*To be done*. Repeat the material verbatim and drop the pictures.

*Data section*.
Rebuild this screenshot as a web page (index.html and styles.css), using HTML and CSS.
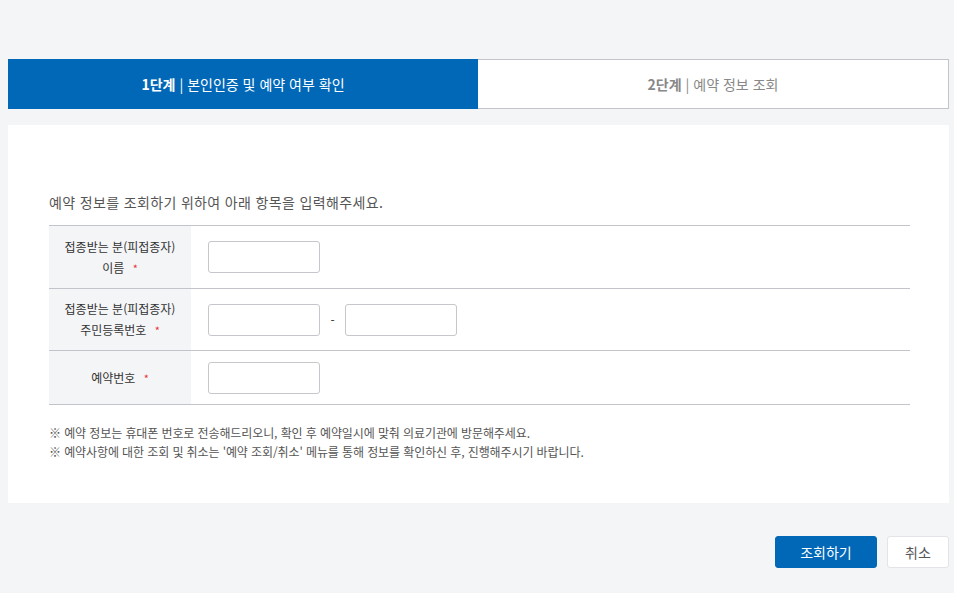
FILE: index.html
```html
<!DOCTYPE html>
<html lang="ko">
<head>
<meta charset="utf-8">
<link rel="stylesheet" href="styles.css">
</head>
<body>
<div class="page">
  <div class="tabs">
    <div class="tab active"><b>1단계</b> | 본인인증 및 예약 여부 확인</div>
    <div class="tab"><b>2단계</b> | 예약 정보 조회</div>
  </div>
  <div class="panel">
    <p class="intro">예약 정보를 조회하기 위하여 아래 항목을 입력해주세요.</p>
    <div class="table">
      <div class="row first">
        <div class="th"><div>접종받는 분(피접종자)<br>이름 <span class="req">*</span></div></div>
        <div class="td"><input class="inp" type="text"></div>
      </div>
      <div class="row">
        <div class="th"><div>접종받는 분(피접종자)<br>주민등록번호 <span class="req">*</span></div></div>
        <div class="td"><input class="inp" type="text"><span class="dash">-</span><input class="inp" type="text"></div>
      </div>
      <div class="row last">
        <div class="th"><div>예약번호 <span class="req">*</span></div></div>
        <div class="td"><input class="inp" type="text"></div>
      </div>
    </div>
    <ul class="notes">
      <li>※ 예약 정보는 휴대폰 번호로 전송해드리오니, 확인 후 예약일시에 맞춰 의료기관에 방문해주세요.</li>
      <li>※ 예약사항에 대한 조회 및 취소는 '예약 조회/취소' 메뉴를 통해 정보를 확인하신 후, 진행해주시기 바랍니다.</li>
    </ul>
  </div>
  <div class="actions">
    <button class="btn primary">조회하기</button>
    <button class="btn">취소</button>
  </div>
</div>
</body>
</html>
```
FILE: styles.css
```css
* { box-sizing: border-box; }
html, body { margin: 0; padding: 0; }
body {
  background: #f4f5f7;
  font-family: "Noto Sans CJK KR", "Noto Sans", sans-serif;
  color: #333;
}
.page { padding: 59px 5px 0 8px; }
.tabs { display: flex; height: 50px; }
.tab {
  flex: 1;
  display: flex;
  align-items: center;
  justify-content: center;
  font-size: 14px;
  color: #888;
  background: #fff;
  border: 1px solid #c3c4cb;
  border-left: none;
}
.tab b { font-weight: 700; color: #888; margin-right: 4px; }
.tab.active { background: #0068b7; color: #fff; border: none; }
.tab.active b { color: #fff; }
.panel {
  margin-top: 16px;
  background: #fff;
  padding: 67px 39px 28px 41px;
  height: 378px;
}
.intro { margin: 0 0 13px; font-size: 14px; color: #555; line-height: 20px; letter-spacing: 0.35px; }
.table { border-top: 1px solid #c3c4cb; }
.row { display: flex; border-bottom: 1px solid #c3c4cb; height: 62px; }
.row.first { height: 63px; }
.row.last { height: 54px; }
.th {
  width: 142px;
  background: #f4f5f7;
  display: flex;
  align-items: center;
  justify-content: center;
  text-align: center;
  font-size: 12px;
  line-height: 21px;
  color: #333;
}
.req { color: #e8323c; margin-left: 5px; font-size: 11px; }
.td { flex: 1; display: flex; align-items: center; padding-left: 17px; }
.inp {
  width: 112px;
  height: 32px;
  border: 1px solid #c6c6cc;
  border-radius: 3px;
  margin: 0;
  background: #fff;
}
.dash { width: 25px; text-align: center; font-size: 12px; color: #333; }
.notes { list-style: none; margin: 18px 0 0; padding: 0; font-size: 12px; color: #555; line-height: 19px; letter-spacing: -0.1px; }
.actions { display: flex; justify-content: flex-end; gap: 10px; margin-top: 33px; }
.btn {
  height: 32px;
  width: 62px;
  font-family: inherit;
  font-size: 14px;
  color: #555;
  background: #fff;
  border: 1px solid #e3e4e8;
  border-radius: 3px;
}
.btn.primary { width: 102px; background: #0068b7; border-color: #0068b7; color: #fff; }
```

*Worked answer*.
Rebuild this screenshot as a web page (index.html and styles.css), using HTML and CSS.
FILE: index.html
```html
<!DOCTYPE html>
<html lang="ko">
<head>
<meta charset="utf-8">
<link rel="stylesheet" href="styles.css">
</head>
<body>
<div class="page">
  <div class="tabs">
    <div class="tab active"><b>1단계</b> | 본인인증 및 예약 여부 확인</div>
    <div class="tab"><b>2단계</b> | 예약 정보 조회</div>
  </div>
  <div class="panel">
    <p class="intro">예약 정보를 조회하기 위하여 아래 항목을 입력해주세요.</p>
    <div class="table">
      <div class="row first">
        <div class="th"><div>접종받는 분(피접종자)<br>이름 <span class="req">*</span></div></div>
        <div class="td"><input class="inp" type="text"></div>
      </div>
      <div class="row">
        <div class="th"><div>접종받는 분(피접종자)<br>주민등록번호 <span class="req">*</span></div></div>
        <div class="td"><input class="inp" type="text"><span class="dash">-</span><input class="inp" type="text"></div>
      </div>
      <div class="row last">
        <div class="th"><div>예약번호 <span class="req">*</span></div></div>
        <div class="td"><input class="inp" type="text"></div>
      </div>
    </div>
    <ul class="notes">
      <li>※ 예약 정보는 휴대폰 번호로 전송해드리오니, 확인 후 예약일시에 맞춰 의료기관에 방문해주세요.</li>
      <li>※ 예약사항에 대한 조회 및 취소는 '예약 조회/취소' 메뉴를 통해 정보를 확인하신 후, 진행해주시기 바랍니다.</li>
    </ul>
  </div>
  <div class="actions">
    <button class="btn primary">조회하기</button>
    <button class="btn">취소</button>
  </div>
</div>
</body>
</html>
```
FILE: styles.css
```css
* { box-sizing: border-box; }
html, body { margin: 0; padding: 0; }
body {
  background: #f4f5f7;
  font-family: "Noto Sans CJK KR", "Noto Sans", sans-serif;
  color: #333;
}
.page { padding: 59px 5px 0 8px; }
.tabs { display: flex; height: 50px; }
.tab {
  flex: 1;
  display: flex;
  align-items: center;
  justify-content: center;
  font-size: 14px;
  color: #888;
  background: #fff;
  border: 1px solid #c3c4cb;
  border-left: none;
}
.tab b { font-weight: 700; color: #888; margin-right: 4px; }
.tab.active { background: #0068b7; color: #fff; border: none; }
.tab.active b { color: #fff; }
.panel {
  margin-top: 16px;
  background: #fff;
  padding: 67px 39px 28px 41px;
  height: 378px;
}
.intro { margin: 0 0 13px; font-size: 14px; color: #555; line-height: 20px; letter-spacing: 0.35px; }
.table { border-top: 1px solid #c3c4cb; }
.row { display: flex; border-bottom: 1px solid #c3c4cb; height: 62px; }
.row.first { height: 63px; }
.row.last { height: 54px; }
.th {
  width: 142px;
  background: #f4f5f7;
  display: flex;
  align-items: center;
  justify-content: center;
  text-align: center;
  font-size: 12px;
  line-height: 21px;
  color: #333;
}
.req { color: #e8323c; margin-left: 5px; font-size: 11px; }
.td { flex: 1; display: flex; align-items: center; padding-left: 17px; }
.inp {
  width: 112px;
  height: 32px;
  border: 1px solid #c6c6cc;
  border-radius: 3px;
  margin: 0;
  background: #fff;
}
.dash { width: 25px; text-align: center; font-size: 12px; color: #333; }
.notes { list-style: none; margin: 18px 0 0; padding: 0; font-size: 12px; color: #555; line-height: 19px; letter-spacing: -0.1px; }
.actions { display: flex; justify-content: flex-end; gap: 10px; margin-top: 33px; }
.btn {
  height: 32px;
  width: 62px;
  font-family: inherit;
  font-size: 14px;
  color: #555;
  background: #fff;
  border: 1px solid #e3e4e8;
  border-radius: 3px;
}
.btn.primary { width: 102px; background: #0068b7; border-color: #0068b7; color: #fff; }
```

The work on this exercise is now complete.